Part three of a five-part series detailing a personal journey into planning for the later years of life precipitated by my father-in-law’s abrupt move to a personal care home.
Asset Planning - 5/31/12
How is your house titled? After my mother-in-law passed away, my father-in-law titled the house in his name and that of his three children with right of survivorship. It seemed an easy solution, but it still leaves a quarter of the home as a personal asset, not to mention potential gift tax consequences. Titling in the name of a revocable trust is a better option. The property will avoid probate and be distributed according to the terms of the trust after death. While he is still living, selling the residence held in the trust would not trigger capital gains tax since it was his primary residence. Another choice is an Enhanced Life Estate deed, also known as a “Lady Bird” deed. The owner can live in the residence and retain the right to sell it. Upon his death it transfers directly to his heirs. In Pennsylvania, investigate the life estate deed or Medicaid Asset Protection Trust. These are a simpler choice than establishing a trust. For any option, consult an attorney to ensure it adheres to the laws of your state. Keep in mind any asset transfer may be subject to a Medicaid look-back period of five years.
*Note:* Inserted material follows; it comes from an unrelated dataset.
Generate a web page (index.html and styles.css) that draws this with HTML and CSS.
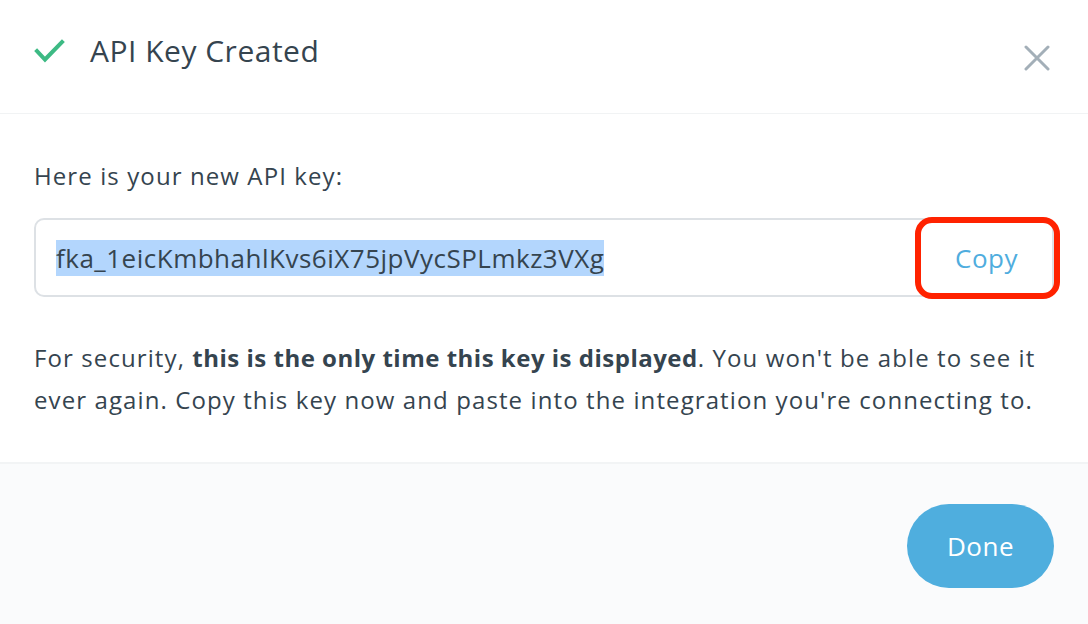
FILE: index.html
```html
<!DOCTYPE html>
<html lang="en">
<head>
    <meta charset="UTF-8">
    <title>API Key Created</title>
    <link rel="stylesheet" href="styles.css">
</head>
<body>
    <div class="modal">
        <div class="modal-header">
            <svg class="check" width="32" height="26" viewBox="0 0 32 26">
                <path d="M3 13 L11 21.5 L28 4" fill="none" stroke="#3dba84" stroke-width="4" stroke-linecap="square"/>
            </svg>
            <div class="modal-title">API Key Created</div>
            <button class="close" aria-label="Close">
                <svg width="26" height="26" viewBox="0 0 26 26">
                    <path d="M2 2 L24 24 M24 2 L2 24" stroke="#a3afb8" stroke-width="3" stroke-linecap="round"/>
                </svg>
            </button>
        </div>

        <div class="modal-body">
            <div class="label">Here is your new API key:</div>
            <div class="key-box">
                <span class="key"><span class="selected">fka_1eicKmbhahlKvs6iX75jpVycSPLmkz3VXg</span></span>
                <button class="copy">Copy</button>
            </div>
            <p class="note">For security, <strong>this is the only time this key is displayed</strong>. You won't be able to see it ever again. Copy this key now and paste into the integration you're connecting to.</p>
        </div>

        <div class="modal-footer">
            <button class="done">Done</button>
        </div>
    </div>
</body>
</html>
```

FILE: styles.css
```css
* {
    margin: 0;
    padding: 0;
    box-sizing: border-box;
}

body, html {
    height: 100%;
    overflow: hidden;
    font-family: "Open Sans", "Liberation Sans", sans-serif;
    letter-spacing: 0.5px;
    background-color: #ffffff;
    color: #35444f;
}

.modal {
    display: flex;
    flex-direction: column;
    height: 100vh;
}

.modal-header {
    flex-shrink: 0;
    display: flex;
    align-items: flex-start;
    height: 114px;
    padding: 32px 38px 0 34px;
    border-bottom: 1px solid #f1f3f4;
}

.check {
    margin-top: 6px;
}

.modal-title {
    margin-left: 24px;
    font-size: 30px;
    line-height: 38px;
    flex-grow: 1;
}

.close {
    background: transparent;
    border: none;
    margin-top: 13px;
    cursor: pointer;
}

.modal-body {
    flex-shrink: 0;
    padding: 46px 34px 41px 34px;
}

.label {
    font-size: 24px;
    line-height: 32px;
    letter-spacing: 1.1px;
}

.key-box {
    display: flex;
    align-items: center;
    justify-content: space-between;
    margin-top: 26px;
    height: 79px;
    border: 2px solid #dde1e5;
    border-radius: 10px;
    padding-left: 20px;
}

.key {
    font-size: 26px;
    line-height: 40px;
}

.selected {
    background-color: #b3d6fd;
}

.copy {
    position: relative;
    width: 131px;
    height: 70px;
    background: transparent;
    border: none;
    font-family: inherit;
    letter-spacing: 0.5px;
    font-size: 26px;
    color: #4fadde;
    cursor: pointer;
}

/* red annotation round the copy button */
.copy::after {
    content: "";
    position: absolute;
    top: -6px;
    left: -6px;
    right: -8px;
    bottom: -6px;
    border: 6px solid #ff2200;
    border-radius: 17px;
}

.note {
    margin-top: 40px;
    font-size: 24px;
    line-height: 42px;
    letter-spacing: 1.1px;
}

.note strong {
    font-weight: 700;
    letter-spacing: 0.5px;
}

.modal-footer {
    flex-grow: 1;
    display: flex;
    justify-content: flex-end;
    align-items: flex-start;
    padding: 40px 34px 0 34px;
    background-color: #fafbfc;
    border-top: 2px solid #f2f4f5;
}

.done {
    width: 147px;
    height: 84px;
    border: none;
    border-radius: 42px;
    background-color: #4faede;
    color: #ffffff;
    font-family: inherit;
    letter-spacing: 0.5px;
    font-size: 26px;
    cursor: pointer;
}
```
We are hoping to sell the house, but we all have to agree! When we sell, we will have to pay capital gains taxes. Since we are not eligible for a personal residence deduction, tax will be calculated on the sales price less the cost basis. Dad bought the house in 1953 for $14,900. This is the starting point; add in any commissions, certain closing costs and capital improvements. Keep good records of home improvements. The more basis you can verify, the less tax will be due. If Dad were to pass away before we sell, his portion would get a step up in basis to the date of death value. His 25% would then be divided among his children under rights of survivorship with the new basis. Deeding the property as he did in 2005 locked in a low basis for the rest of us.
Beyond your home, take a look at bank accounts, brokerage, annuity and retirement assets. For non-retirement accounts you can title them payable upon death, also known as Totten Trusts. Simply ask your bank to title the account “in trust for” your beneficiary. For joint accounts, ensure that the accounts are titled with rights of survivorship. Otherwise these assets will transfer by will, subject to probate. Retirement accounts must have beneficiaries. Be careful, especially if your marital or family situation has changed. By law a surviving spouse is the beneficiary of certain qualified accounts. He or she must disclaim if you would like a different beneficiary. Make sure you have secondary beneficiaries named as well or state law could decide where your accounts go. If you have established a living trust, retitle your assets in the name of the trust or make the trust the beneficiary of your accounts.
Do you have art, jewelry, or collectibles? Anything with an appraisable value can be titled or designated by will. Establishing a trust under will can protect the assets until disposition. Charitable donations are another powerful tool. If you’ve been collecting stamps all your life and your heirs have no interest, you can make a charitable donation and get the benefit of a tax deduction now, if structured properly. For instance, Fidelity Charitable will allow you to donate complex assets such as collectibles or even non-publically traded stock. Typically they will sell the asset and apply the proceeds to a donor advised fund for use according to your wishes. For an added benefit, couple that deduction in the year you make a Roth conversion or large retirement distribution to mitigate income tax due.
Mark your calendar to review your trust and beneficiary designations annually to ensure that they still reflect your wishes. Informally, you can write a letter to include with your will, or label those small sentimental belongings. We’re always pleasantly surprised when we find a note my mother-in law left behind, and we know her wishes will be honored.
Material discussed is meant for general illustration and/or informational purposes only and it is not to be construed as tax or legal advice. Please consult your tax or legal professional to determine which direction is best suited for your specific needs.